-- start of Data excerpt --

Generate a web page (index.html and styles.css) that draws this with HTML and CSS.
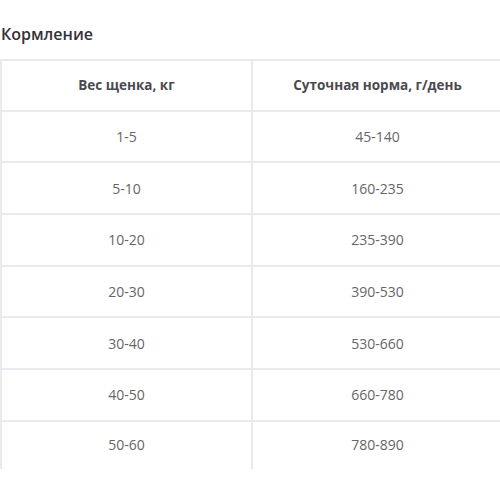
FILE: index.html
```html
<!DOCTYPE html>
<html lang="ru">
<head>
<meta charset="utf-8">
<link rel="stylesheet" href="styles.css">
</head>
<body>
<section class="feeding">
  <h2 class="title">Кормление</h2>
  <table class="feed-table">
    <thead>
      <tr><th>Вес щенка, кг</th><th>Суточная норма, г/день</th></tr>
    </thead>
    <tbody>
      <tr><td>1-5</td><td>45-140</td></tr>
      <tr><td>5-10</td><td>160-235</td></tr>
      <tr><td>10-20</td><td>235-390</td></tr>
      <tr><td>20-30</td><td>390-530</td></tr>
      <tr><td>30-40</td><td>530-660</td></tr>
      <tr><td>40-50</td><td>660-780</td></tr>
      <tr class="last"><td>50-60</td><td>780-890</td></tr>
    </tbody>
  </table>
</section>
</body>
</html>
```
FILE: styles.css
```css
html, body {
  margin: 0;
  padding: 0;
  background: #fff;
  overflow: hidden;
}
.feeding {
  padding-top: 23px;
  width: 504px;
  font-family: "Open Sans", "Liberation Sans", sans-serif;
}
.title {
  margin: 0 0 14px 1px;
  font-size: 16px;
  font-weight: 600;
  color: #333338;
  line-height: 22px;
}
.feed-table {
  width: 504px;
  border-collapse: collapse;
  table-layout: fixed;
}
.feed-table th,
.feed-table td {
  border: 2px solid #e9e9ee;
  text-align: center;
  height: 49.7px;
  padding: 0;
  font-size: 14px;
  color: #666;
}
.feed-table th {
  height: 48.5px;
  font-size: 13.5px;
  font-weight: 700;
  color: #4a4a4f;
}
.feed-table tr.last td {
  border-bottom: none;
  height: 46px;
  padding-bottom: 1px;
}
```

-- end of Data excerpt --

▶ _Exercise prompt_:
Reproduce the whole listing above word for word, but not its pictures.

▶ _Task result_:
Generate a web page (index.html and styles.css) that draws this with HTML and CSS.
FILE: index.html
```html
<!DOCTYPE html>
<html lang="ru">
<head>
<meta charset="utf-8">
<link rel="stylesheet" href="styles.css">
</head>
<body>
<section class="feeding">
  <h2 class="title">Кормление</h2>
  <table class="feed-table">
    <thead>
      <tr><th>Вес щенка, кг</th><th>Суточная норма, г/день</th></tr>
    </thead>
    <tbody>
      <tr><td>1-5</td><td>45-140</td></tr>
      <tr><td>5-10</td><td>160-235</td></tr>
      <tr><td>10-20</td><td>235-390</td></tr>
      <tr><td>20-30</td><td>390-530</td></tr>
      <tr><td>30-40</td><td>530-660</td></tr>
      <tr><td>40-50</td><td>660-780</td></tr>
      <tr class="last"><td>50-60</td><td>780-890</td></tr>
    </tbody>
  </table>
</section>
</body>
</html>
```
FILE: styles.css
```css
html, body {
  margin: 0;
  padding: 0;
  background: #fff;
  overflow: hidden;
}
.feeding {
  padding-top: 23px;
  width: 504px;
  font-family: "Open Sans", "Liberation Sans", sans-serif;
}
.title {
  margin: 0 0 14px 1px;
  font-size: 16px;
  font-weight: 600;
  color: #333338;
  line-height: 22px;
}
.feed-table {
  width: 504px;
  border-collapse: collapse;
  table-layout: fixed;
}
.feed-table th,
.feed-table td {
  border: 2px solid #e9e9ee;
  text-align: center;
  height: 49.7px;
  padding: 0;
  font-size: 14px;
  color: #666;
}
.feed-table th {
  height: 48.5px;
  font-size: 13.5px;
  font-weight: 700;
  color: #4a4a4f;
}
.feed-table tr.last td {
  border-bottom: none;
  height: 46px;
  padding-bottom: 1px;
}
```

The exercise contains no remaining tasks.